The affidavit states Smith openly admitted to causing Hale’s death during an interview with Mordecai. Smith also told Mordecai OSP officials had asked both inmates day’s prior to Hale’s death if they could be housed together. Smith and Hale both agreed they had no problems being housed in the same cell, according to the affidavit.

However, the affidavit states Smith told Mordecai there had been “bad blood” between he and Hale for two or three years prior, though he would not go into detail about these problems. Smith said he and Hale agreed they would fight one another to settle the issues the two had with each other in the past. He said the two also agreed there would be no weapons involved and the problems would be settled regardless of the outcome of the fight, according to the affidavit.

Massey said it would not be uncommon for Smith and Hale to be housed together.

“Hale and Smith had similar backgrounds,” Massey said. “That’s something we certainly take into consideration.”

Smith’s violent tendencies are well documented. He has several previous convictions, including two murder convictions for which he is serving life without parole. In 1989, Smith was also convicted of stabbing an OSP correctional officer in the heart. The officer survived, but Smith was still sentenced to an additional 500 years in prison for that conviction.

Smith was originally sentenced to death in the 1985 murder of Moore resident Rick Patterson, a math teacher who had been kidnapped from a grocery store in Oklahoma City and killed for the use of his car.

However, that conviction was overturned in 1992 and a new trial was ordered. The Oklahoma Court of Criminal Appeals determined jurors should not have been allowed to hear recordings of another defendant’s police interview.

In a plea agreement, Smith pled guilty to the Moore murder and was sentenced to life without parole.

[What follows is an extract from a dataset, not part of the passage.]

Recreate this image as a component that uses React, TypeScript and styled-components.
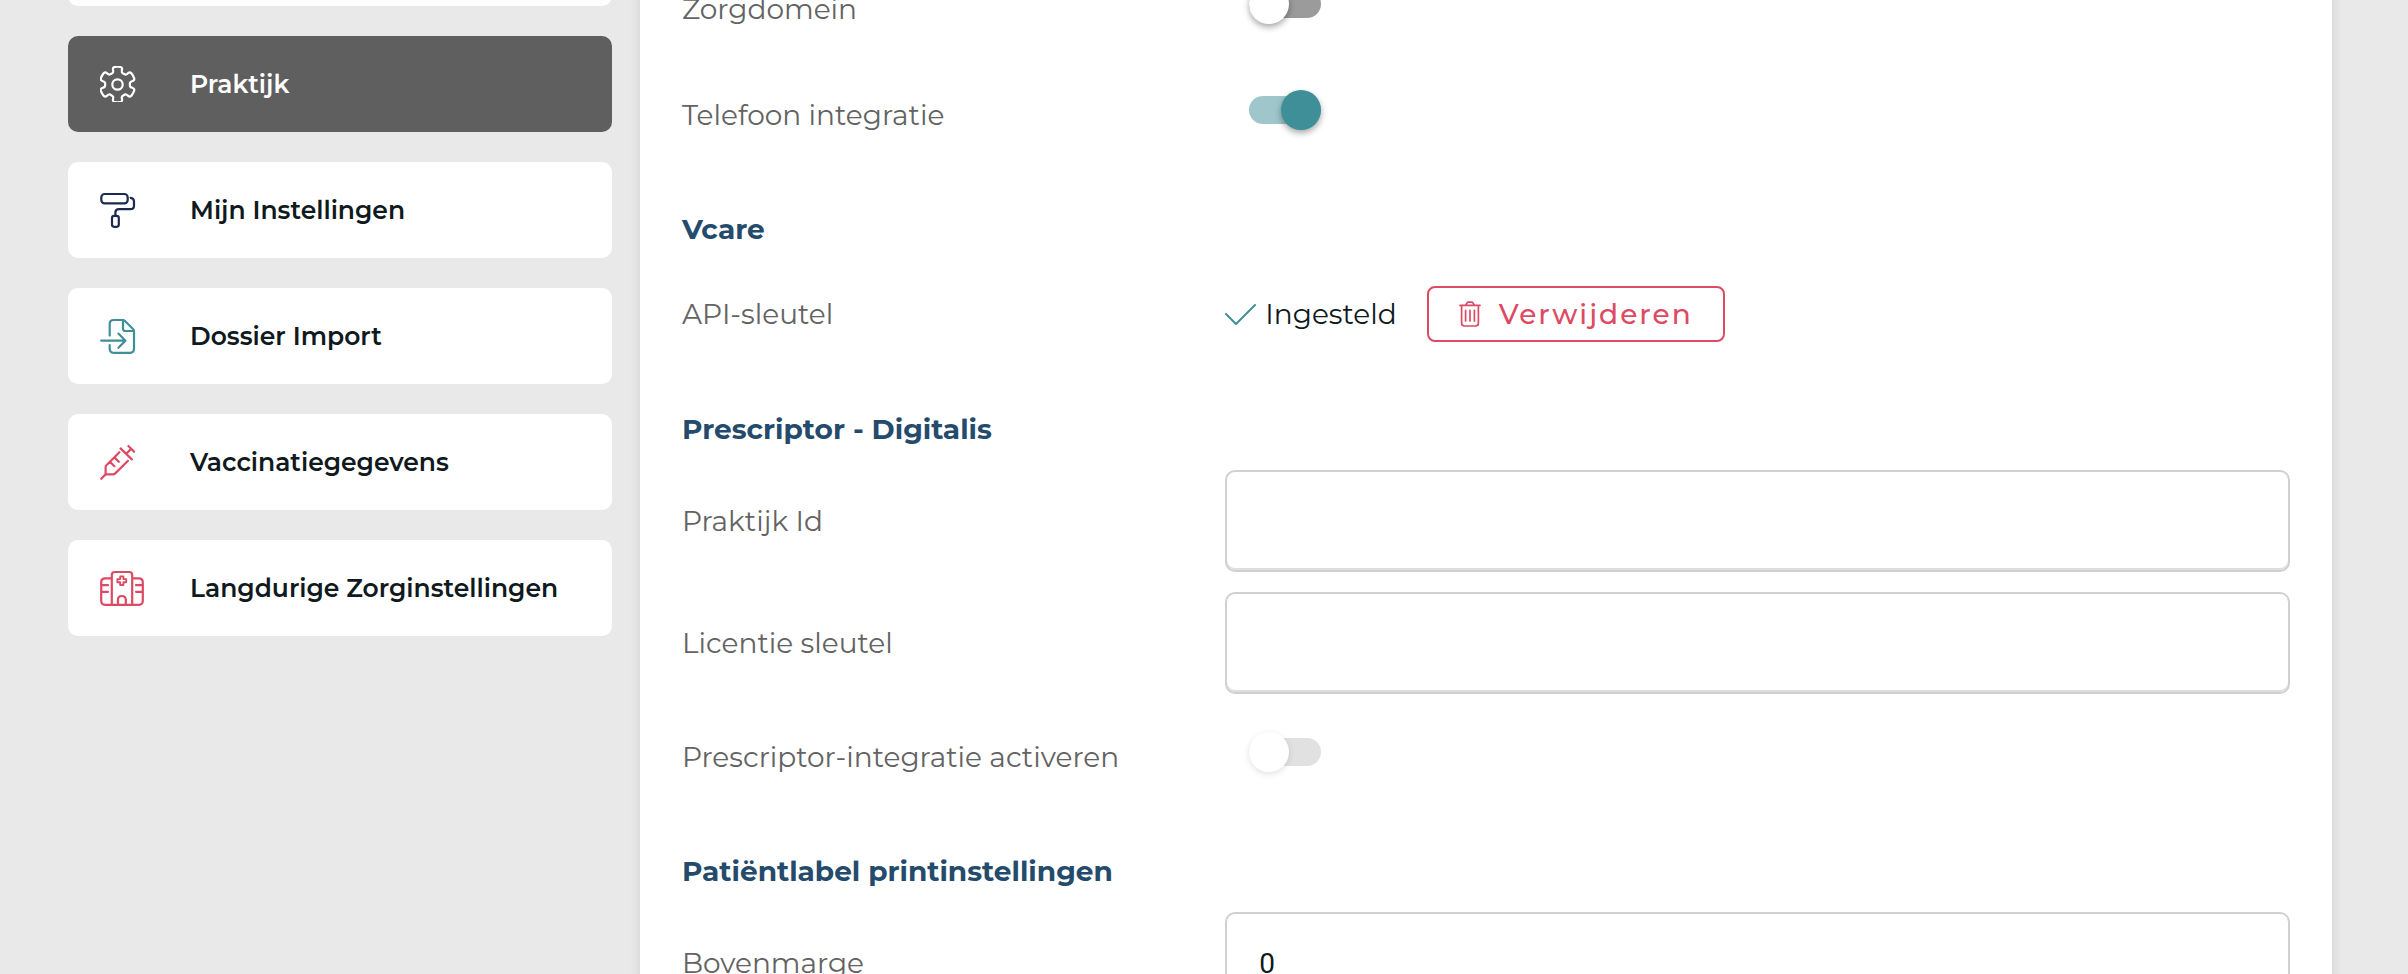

In 1993, Smith was also charged with stabbing OSP inmate George Stidham to death. Following a trial in Pittsburg County District Court, Smith was found guilty of first-degree murder and sentenced to a second term of life without parole.

Hale was also serving a sentence of life without parole for a 1996 murder conviction in Pittsburg County, according to DOC records. He was convicted of killing his cell-mate Clifford Parsons following an argument. Hale had a record of approximately 19 felony charges including kidnapping, escape, burglary and armed robbery.